One of biggest mysteries of modern archaeology might be solved in the coming days—and all eyes are on a huge circular structure that lies beneath an ancient Greek mound.
Fans of ancient history are laying bets on who was buried in the dark heart of a massive marble-walled tomb that is slowly coming to light in northern Greece
Dating to the tumultuous years surrounding the death of Alexander the Great, between about 325 and 300 B.C., the tomb is the largest ever found in northern Greece—a resting place monumental enough for royalty.
The burial borders the ancient Aegean port of Amphipolis (near modern-day Amfípoli), which once served as the base for the fleet that Alexander the Great took on his invasion of Asia.
After nearly two years of digging at the site (known as the Kasta tumulus after the name of the hill it lies beneath), archaeologists are now exploring its inner chambers.
Its entrances are guarded first by a pair of sphinxes, then by columns in the form of women—each stretching out an arm to ward off intruders.
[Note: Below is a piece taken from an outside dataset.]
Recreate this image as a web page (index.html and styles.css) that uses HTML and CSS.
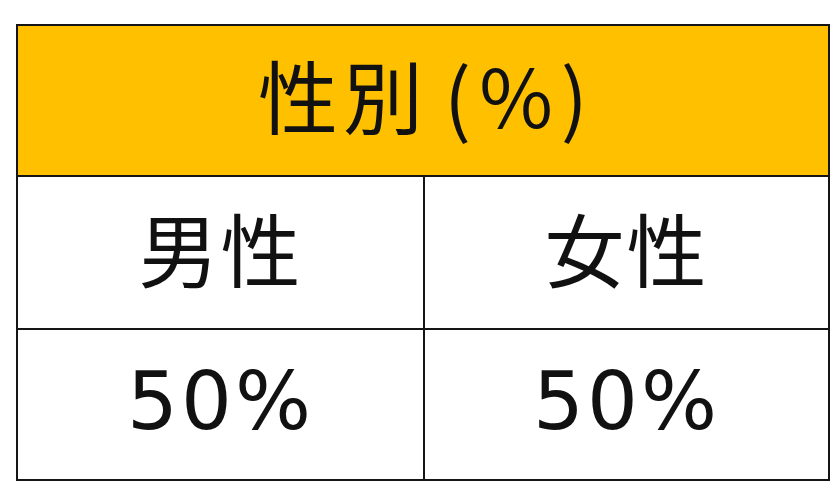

Beyond them lies one of the greatest mysteries of modern archaeology, one that might be solved in the next few days—or might trouble the sleep of scholars for decades, as the last great find in the territory of the ancient Macedonians, the nation once ruled by Alexander the Great, has done.
The structure that now holds much of Greece and Hellenists around the world in suspense stands at the site of ancient Amphipolis, about a hundred miles east of Thessalonica, on territory conquered by Alexander’s father Philip in the 4th century B.C. Amphipolis was a major Greek city and a stronghold of the vast Macedonian empire, but today the site is all but deserted. On grasslands where goatherds graze their flocks, under a hill called Kasta—now protected by a military cordon from throngs of onlookers—lies one of the most puzzling finds ever unearthed in the Aegean region.
Round in shape and vast in size, the building beneath the hill has been called a tomb for lack of a better label. Circular buildings, though rare in antiquity, were sometimes used for royal burials, but no other known tombs approach the scale of this one: 500 meters in circumference (half again larger than Stonehenge) and surrounded by a superbly built marble wall. Atop the center of the building’s roof once stood a crouching stone lion, long ago removed from the site but still intact—a sign that the tomb, if such it is, probably held a great soldier or ruler. The structure’s date, fixed by analysis of the lion and the stonework, seems to be the last quarter of the 4th century B.C., the decades just after Alexander’s death in 323.
Only Alexander himself, it would seem, could have merited such an enormous and expensive resting place, yet Alexander’s remains are known to have gone elsewhere—stolen by Ptolemy, the Macedonian ruler of Egypt, for interment in Alexandria and later visited by thousands. So unless an ancient legend is true, that Ptolemy swapped a dummy Alexander for the real one, the greatest corpse in the ancient world is already accounted for (at least until its unexplained disappearance many centuries later). So too, apparently, are the bodies of Alexander’s father and son, widely believed to be the occupants of two sumptuous tombs discovered, totally intact, in the late 1970s, near Vergina, on the site of what was once the Macedonian royal capital.